Tomorrow is the Feast of St. Vincent de Paul. Tonight our Vincentian Volunteer group gathered for our weekly prayer service and focused on this man who spent his life working with the poor, with prisoners and with those who sought to serve God. (The Vincent de Paul Society, one of the largest layman ministry groups in the world, was established 150 years after Vincent's death to continue his work and spirit.) We read together this quote from him:
"Whenever I happened to speak abruptly to the convicts, I spoiled everything. But whenever I praised them for their acceptance and showed them compassion, whenever I sympathised with them in their sorrows, when I kissed their chains and showed them how upset I was when they were punished, then they always listened to me and even turned to God. A missionary needs patience and restraint in his work with those to whom he is sent. The poor can be so unrefined, so ignorant...If an individual hasn't the gentleness to put up with their crudeness, what can he hope to accomplish? Nothing at all. On the contrary, he will dishearten those poor ones when they feel his sharpness, they will be put off and will not return to learn those things which are needed for them to be saved. Gentle patience, then, is demanded of us."
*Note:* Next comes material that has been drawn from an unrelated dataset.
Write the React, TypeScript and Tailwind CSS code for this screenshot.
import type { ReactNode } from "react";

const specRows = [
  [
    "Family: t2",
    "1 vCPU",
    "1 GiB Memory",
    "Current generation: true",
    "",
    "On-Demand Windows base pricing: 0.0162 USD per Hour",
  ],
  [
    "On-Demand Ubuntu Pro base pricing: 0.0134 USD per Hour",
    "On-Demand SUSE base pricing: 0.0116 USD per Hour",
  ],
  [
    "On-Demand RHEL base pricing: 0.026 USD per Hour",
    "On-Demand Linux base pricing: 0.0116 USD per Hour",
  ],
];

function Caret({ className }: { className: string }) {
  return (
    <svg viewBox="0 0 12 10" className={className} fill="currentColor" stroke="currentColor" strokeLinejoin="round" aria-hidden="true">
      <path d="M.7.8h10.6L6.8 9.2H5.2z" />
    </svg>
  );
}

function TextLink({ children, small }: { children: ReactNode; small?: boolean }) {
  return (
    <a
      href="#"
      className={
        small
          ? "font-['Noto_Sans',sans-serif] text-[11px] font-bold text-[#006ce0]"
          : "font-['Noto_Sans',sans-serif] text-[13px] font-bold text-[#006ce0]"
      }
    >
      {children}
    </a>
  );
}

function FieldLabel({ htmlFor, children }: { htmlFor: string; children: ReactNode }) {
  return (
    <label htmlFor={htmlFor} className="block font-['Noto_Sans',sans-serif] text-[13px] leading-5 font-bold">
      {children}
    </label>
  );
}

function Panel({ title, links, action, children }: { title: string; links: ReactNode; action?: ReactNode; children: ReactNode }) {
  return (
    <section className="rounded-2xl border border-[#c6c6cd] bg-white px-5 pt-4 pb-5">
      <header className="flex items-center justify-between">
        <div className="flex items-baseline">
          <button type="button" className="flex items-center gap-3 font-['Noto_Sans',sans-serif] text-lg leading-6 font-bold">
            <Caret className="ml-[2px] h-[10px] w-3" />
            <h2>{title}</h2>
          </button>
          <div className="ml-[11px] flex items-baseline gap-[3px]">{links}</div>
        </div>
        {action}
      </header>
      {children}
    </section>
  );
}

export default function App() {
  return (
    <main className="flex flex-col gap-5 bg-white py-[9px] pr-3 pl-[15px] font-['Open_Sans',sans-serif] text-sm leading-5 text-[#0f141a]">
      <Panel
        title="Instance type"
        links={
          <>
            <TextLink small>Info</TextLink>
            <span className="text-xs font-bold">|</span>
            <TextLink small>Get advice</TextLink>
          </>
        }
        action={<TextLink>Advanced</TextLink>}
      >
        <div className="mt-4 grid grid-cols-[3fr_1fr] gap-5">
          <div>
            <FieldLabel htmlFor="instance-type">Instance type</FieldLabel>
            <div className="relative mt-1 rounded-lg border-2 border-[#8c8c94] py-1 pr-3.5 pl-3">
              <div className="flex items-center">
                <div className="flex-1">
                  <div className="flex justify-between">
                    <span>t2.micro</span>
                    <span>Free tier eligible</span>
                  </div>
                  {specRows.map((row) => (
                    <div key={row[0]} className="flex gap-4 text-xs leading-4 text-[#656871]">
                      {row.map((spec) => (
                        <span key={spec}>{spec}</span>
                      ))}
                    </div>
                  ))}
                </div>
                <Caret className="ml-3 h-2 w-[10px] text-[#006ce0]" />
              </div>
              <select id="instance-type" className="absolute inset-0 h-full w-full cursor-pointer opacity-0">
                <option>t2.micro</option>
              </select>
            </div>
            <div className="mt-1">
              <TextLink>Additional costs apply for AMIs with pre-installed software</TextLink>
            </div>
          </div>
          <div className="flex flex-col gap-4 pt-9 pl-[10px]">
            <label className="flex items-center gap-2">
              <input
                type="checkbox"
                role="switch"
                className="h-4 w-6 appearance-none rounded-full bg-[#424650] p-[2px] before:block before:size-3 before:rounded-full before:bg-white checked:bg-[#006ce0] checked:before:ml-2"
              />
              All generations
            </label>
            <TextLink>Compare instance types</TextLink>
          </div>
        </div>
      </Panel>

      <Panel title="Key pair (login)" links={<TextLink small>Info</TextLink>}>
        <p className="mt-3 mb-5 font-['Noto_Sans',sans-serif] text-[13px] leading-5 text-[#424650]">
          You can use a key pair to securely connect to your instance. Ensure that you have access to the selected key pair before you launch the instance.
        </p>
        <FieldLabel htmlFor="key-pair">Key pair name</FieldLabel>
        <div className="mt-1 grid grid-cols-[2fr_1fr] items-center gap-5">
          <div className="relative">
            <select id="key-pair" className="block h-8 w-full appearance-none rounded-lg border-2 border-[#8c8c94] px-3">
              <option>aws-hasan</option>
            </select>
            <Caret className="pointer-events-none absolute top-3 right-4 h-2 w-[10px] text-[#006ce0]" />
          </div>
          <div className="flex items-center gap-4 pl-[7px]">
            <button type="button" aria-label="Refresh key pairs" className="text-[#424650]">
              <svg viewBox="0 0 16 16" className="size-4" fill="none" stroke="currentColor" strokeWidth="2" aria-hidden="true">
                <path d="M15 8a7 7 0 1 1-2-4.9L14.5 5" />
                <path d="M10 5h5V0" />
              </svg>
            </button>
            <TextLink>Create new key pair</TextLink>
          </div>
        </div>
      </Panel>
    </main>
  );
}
We then had a short discussion about patience. I noticed that my two ministry positions both require patience, but different kinds of patience. When I'm at St. Gregory's I work with kids bouncing off the walls after school and my job as supervisor asks me to patient with them. Not to lose my cool or ignore them. But at St. Vincent's School for the Visually Impaired, the kids are much better behaved, so behaved in fact that they sometimes seem to move about in slow motion. Time moves so slowly. Patience is required, but this time it is patience with myself. I have to adjust to the slower pace of the students and the school, and this requires me to let the chaos and impatience seep out of me. In both cases, St. Vincent's words are appropriate for me: Gentle patience is demanded. Gentle patience with the children at St. Gregory and at St. Vincent, gentle patience with myself. When I'm impatient with other people, it may reflect the amount of patience I give myself. And when I am patient with others, it may reflect how much of God's grace and peace I allow myself.